No gacha, no banners, no pity pulls. Ananta is a free to play open world RPG where every character is earned through gameplay, and it looks nothing like the games it is being compared to.
Most free to play games announce themselves with a pull rate chart and a battle pass. Ananta announced itself by showing someone swing between skyscrapers, steal a car, start a fight outside a convenience store, and then switch to a different character mid-chase to continue the pursuit from a rooftop.
It looked ridiculous in the best possible way. The game was called Project Mugen back then. The name changed. The ambition did not.
Ananta, developed by Naked Rain under NetEase, is targeting a Q3 2026 global launch, meaning sometime between July and September. No exact date has been confirmed, but a closed technical test ran in January 2026 and the reception from participants was strong enough that community consensus is pointing toward a beta test arriving soon before the full launch window.

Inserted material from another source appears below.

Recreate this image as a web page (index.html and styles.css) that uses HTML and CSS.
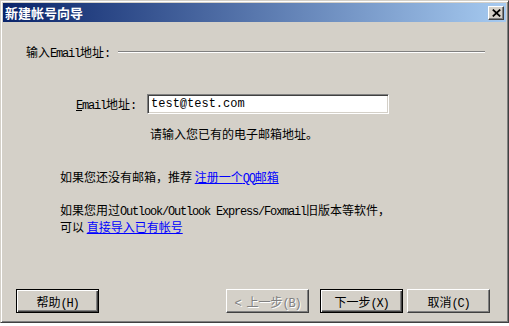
FILE: index.html
```html
<!DOCTYPE html>
<html lang="zh-CN">
<head>
    <meta charset="UTF-8">
    <title>新建帐号向导</title>
    <link rel="stylesheet" href="styles.css">
</head>
<body>
    <div class="window">
        <div class="titlebar">
            <span class="title">新建帐号向导</span>
            <span class="close">
                <svg width="9" height="8" viewBox="0 0 9 8"><path d="M0.8 0.6 L8.2 7.4 M8.2 0.6 L0.8 7.4" stroke="#000" stroke-width="1.8" fill="none"/></svg>
            </span>
        </div>

        <div class="section-head">
            <span>输入<span class="en">Email</span>地址<span class="en">:</span></span>
            <div class="etched"></div>
        </div>

        <div class="form-row">
            <label class="field-label" for="email"><span class="en"><u>E</u>mail</span>地址<span class="en">:</span></label>
            <input class="textbox" id="email" type="text" value="test@test.com" readonly>
        </div>

        <p class="hint">请输入您已有的电子邮箱地址。</p>

        <p class="para">如果您还没有邮箱，推荐 <a href="#">注册一个<span class="en">QQ</span>邮箱</a></p>

        <p class="para para-two">如果您用过<span class="en">Outlook/Outlook Express/Foxmail</span>旧版本等软件，<br>可以 <a href="#">直接导入已有帐号</a></p>

        <div class="footer">
            <button class="btn btn-default btn-help">帮助<span class="en">(H)</span></button>
            <button class="btn btn-disabled btn-back"><span class="en">&lt; </span>上一步<span class="en">(B)</span></button>
            <button class="btn btn-default btn-next">下一步<span class="en">(X)</span></button>
            <button class="btn btn-cancel">取消<span class="en">(C)</span></button>
        </div>
    </div>
</body>
</html>
```

FILE: styles.css
```css
body {
    margin: 0;
    background-color: #fff;
    font-family: "Noto Sans CJK SC", sans-serif;
    font-size: 12px;
    color: #000;
}
.en {
    font-family: "Liberation Mono", monospace;
    font-size: 12px;
    line-height: 12px;
    letter-spacing: -1.2px;
}
.window {
    width: 509px;
    height: 323px;
    box-sizing: border-box;
    padding: 2px;
    display: flex;
    flex-direction: column;
    background-color: #d4d0c8;
    border: 1px solid;
    border-color: #d4d0c8 #404040 #404040 #d4d0c8;
    box-shadow: inset 1px 1px #fff, inset -1px -1px #808080;
}
.titlebar {
    height: 19px;
    flex-shrink: 0;
    padding: 0 2px;
    display: flex;
    align-items: center;
    justify-content: space-between;
    background: linear-gradient(to right, #0a246a, #a6caf0);
}
.title {
    color: #fff;
    font-weight: bold;
    font-size: 13px;
    line-height: 19px;
}
.close {
    width: 16px;
    height: 14px;
    box-sizing: border-box;
    display: flex;
    align-items: center;
    justify-content: center;
    background-color: #d4d0c8;
    border: 1px solid;
    border-color: #fff #404040 #404040 #fff;
    box-shadow: inset -1px -1px #808080;
}
.section-head {
    height: 16px;
    margin: 22px 21px 0 23px;
    display: flex;
    align-items: center;
    gap: 8px;
    line-height: 16px;
}
.etched {
    flex: 1;
    height: 0;
    border-top: 1px solid #808080;
    border-bottom: 1px solid #fff;
}
.form-row {
    height: 20px;
    margin: 34px 0 0 73px;
    display: flex;
    align-items: center;
    gap: 11px;
}
.field-label {
    line-height: 20px;
}
.textbox {
    width: 242px;
    height: 20px;
    box-sizing: border-box;
    margin: 0;
    padding: 0 3px;
    background-color: #fff;
    border: 1px solid;
    border-color: #808080 #fff #fff #808080;
    box-shadow: inset 1px 1px #404040, inset -1px -1px #d4d0c8;
    font-family: "Liberation Mono", monospace;
    font-size: 12px;
    color: #000;
    outline: none;
}
.hint {
    margin: 12px 0 0 147px;
    line-height: 16px;
}
.para {
    margin: 27px 0 0 57px;
    line-height: 16px;
}
.para-two {
    margin-top: 16px;
    line-height: 17px;
}
a {
    color: #0000ff;
    text-decoration: underline;
}
.footer {
    margin: auto 0 7px 0;
    display: flex;
}
.btn {
    width: 83px;
    height: 24px;
    padding: 0;
    font: inherit;
    color: #000;
    background-color: #d4d0c8;
    border: 1px solid;
    border-color: #fff #404040 #404040 #fff;
    box-shadow: inset -1px -1px #808080;
}
.btn-default {
    border-color: #000;
    box-shadow: inset 1px 1px #fff, inset -1px -1px #404040, inset -2px -2px #808080;
}
.btn-disabled {
    color: #808080;
    text-shadow: 1px 1px #fff;
}
.btn-help {
    margin-left: 13px;
}
.btn-back {
    margin-left: 127px;
}
.btn-next {
    margin-left: 11px;
}
.btn-cancel {
    margin-left: 4px;
}
```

This is one of the most unusual free to play games in development right now, and the reason is simple: it refuses to behave like one.
Nova City Is the Real Main Character
The game takes place in Nova City, a dense urban environment built to roughly the scale of Manhattan. The world operates on a full 24 hour cycle. NPCs follow realistic daily routines and react dynamically to what players do. Cause a traffic jam in one district and it ripples across the city. Start a fight and bystanders flee, call for help, or stand and watch depending on the situation.
The philosophy the developers described is straightforward: if you can see it, you should be able to interact with it. That means opening doors, playing actual basketball minigames, watching movies in theaters, checking NPCs' phones, rearranging furniture in apartments, or just causing chaos for the sake of it. The demo shown at Tokyo Game Show 2025 covered a map of roughly two by three kilometres, with the producer confirming the final version will be substantially larger, including areas accessible by plane and large bridges connecting to distant shores.
What that demo conveyed was not just scale, but density. Every block of Nova City has something to do in it. The city does not feel like a backdrop. It feels like a place.
No Gacha, No Banners, Every Character Is Free
This is the part that stopped the gacha gaming community mid-scroll when it was confirmed.
Ananta will not use a character gacha system. Every playable character in the game is obtained through story progression or organic open world encounters. You start as the Captain, the new leader of Nova City's peacekeeping force, and recruit your crew naturally as you play. No banners. No pity counter. No limited time pulls that disappear in two weeks.
The producer explained the reasoning directly: a gacha model creates pressure to constantly push new characters at the expense of existing ones, diminishing every character that came before the latest release. The team wanted every character to remain relevant for the entire lifespan of the game, with their own storylines, their own daily lives in the city, and their own role in the ensemble.
Monetisation instead sits entirely on cosmetics. Outfits, vehicles, house decorations, and similar customisable elements are what the game sells. Characters themselves cannot be purchased at all.
For a free to play title entering a market dominated by gacha games, this is a significant structural bet. The producer put it plainly: if the game is genuinely good, players will support it.
How the Combat and Traversal Work
Each character in Ananta brings a completely different way of moving through and fighting in the city. You can swing between buildings with a grapple system, freerun across rooftops, skate through streets, and switch between characters mid-activity the same way GTA V handles its protagonist swapping. While you are playing as one character, the others continue living their lives independently in the city, creating emergent situations you can stumble into when you swap over.
Combat supports switching between up to four characters during a fight, each bringing distinct abilities, traversal tools, and buff synergies. Team composition matters in boss encounters in a way that rewards understanding each character's strengths rather than simply levelling up whoever looks strongest.
Among the characters confirmed so far are Captain, the versatile protagonist; Taffy, a fast character built for traversal and aggressive combat; Richie, described as a raw power dealer; and Seymour, who operates from a mobile RV and uses gadgets and tracking abilities to hunt targets across the city rather than overpowering them. Each character has a personal storyline inside Nova City, and multiple storylines intersect and converge as the game progresses, building what the developers described as a grand ensemble drama told from several perspectives at once.
Where It Stands Right Now
Pre-registrations are open across all platforms and have surpassed 11 million globally. The game is confirmed for PC, PS5, Android, and iOS, with cross-platform play supported. The January 2026 technical test covered core gameplay systems and the response from participants pointed to the mechanics holding up well in actual play rather than just looking good in directed trailers.
The Q3 2026 target puts Ananta in the same seasonal window as several other major releases, but its combination of a no-gacha model, a living city simulation, and a free to play price point gives it a profile that does not directly compete with anything currently in the market.
If the full game delivers on what the demos have shown, Ananta will not just be a good free to play game. It will force the conversation about what free to play games are allowed to be.